JOY -- (enters opposite with Liz smiling, wearing business suit, 
crossing to Man) Well, we finally made it. (holds up dollar, 
shouts) Paper.

LIZ -- (enters with Joy, wearing business suit) I can't believe 
you're still smiling.

MAN -- (sullen, shabbily dressed, carrying a stack of newspapers 
enters, crosses shouting) Papers. Get your papers. Hey, Papers. 
Get your papers.

JOY -- (hold up hand, shout) Paper. (pulls out dollar bill)

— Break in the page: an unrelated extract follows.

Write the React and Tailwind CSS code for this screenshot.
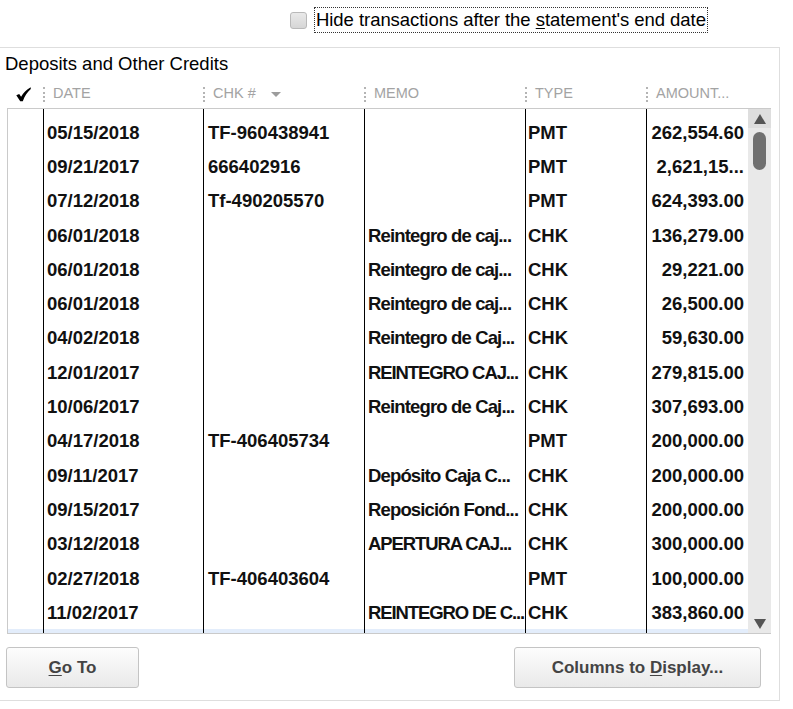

MAN -- (offers paper) I ain't got no change, lady. What do you 
think I am, a bank?

JOY -- Keep the change then. (gives money takes paper, stops, 
reads headlines)

MAN -- (gives paper takes dollar, sarcastic) How generous. I can 
now afford a vacation in Tahiti. Move along. This ain't no 
library, you know. 

JOY -- (ignores Man, strolls) Oh, the Fed is raising interest 
rates a quarter per cent. Do you know what that will do to the 
bond market?

MAN -- (continues slowly to far exit shouting) Papers. Get your 
papers. Hey Papers. Get your papers.

LIZ -- That paper boy always treats you like dirt. How can you 
treat him so nicely day after day?

JOY -- (looks up from paper) Huh? 

LIZ -- How can you always be so cheerful? We had a flat tire 
this morning. Some jerk cut you off on the freeway and almost 
caused an accident and now this lowlife paper boy insults your 
generosity. How do you do it?

JOY -- I made a discovery a few years ago. 

LIZ -- What discovery?

JOY -- I have a choice.

LIZ -- A choice.

JOY -- Yes. I can choose my attitude.

LIZ -- I... I don't understand.

JOY -- It started years ago when I was in an argument with my 
mother. I told her "You make me mad." She said, "I can't make 
you clean your room. I can't make you do your homework. How is 
it that I can make you mad?" And you know, she was right.

LIZ -- Maybe I'm not concentrating, but after a flat tire and 
being cut off on the freeway, if that paperboy said that to me, 
I'd pop him in the nose.

JOY -- If you did, you'd be letting another person control your 
mind.

LIZ -- Wo. That's heavy duty.

JOY -- Well, isn't it true? If you let the words or actions of a 
stranger push your buttons, aren't you letting him control you?

LIZ -- Oh. Yeah. I suppose I am. That's, like, a major 
breakthrough, huh? You could write a book.

JOY -- Actually, it wasn't all that clever. My mother had been 
saying that to me for years. And it didn't sink in until I read 
a letter that Apostle Paul wrote from prison. He was about to 
die at the hands of the Romans, but his letter to his friends 
was completely free of bitterness. It was joyful and hopeful. I 
couldn't believe it. I thought "this guy must be faking it." But 
he wasn't.

LIZ -- He wasn't?

JOY -- No. About a week after I read Paul's letter I read the 
story of Job way back in the Old Testament.

LIZ -- Job.

JOY -- Yeah, Job. It's the oldest book in the Bible. Early in 
the story, Job's children all were killed, thieves stole his 
livestock, he got sick with this painful disease, but instead of 
crying about it, he goes on for forty chapters praising the 
Lord. 

LIZ -- No kidding.

JOY -- No kidding. I mean, the message is crystal clear. Your 
circumstances don't HAVE to determine your attitude. You can let 
people push your buttons or you can push your own.

LIZ -- I'll bet it's not that easy. You should write a self-help 
book about it.

JOY -- (continues to opposite exit) There's already a self-help 
book.

LIZ -- There is?

JOY -- It's called the Bible.

LIZ -- (follows) The Bible! Aw, come on! That's way too simple.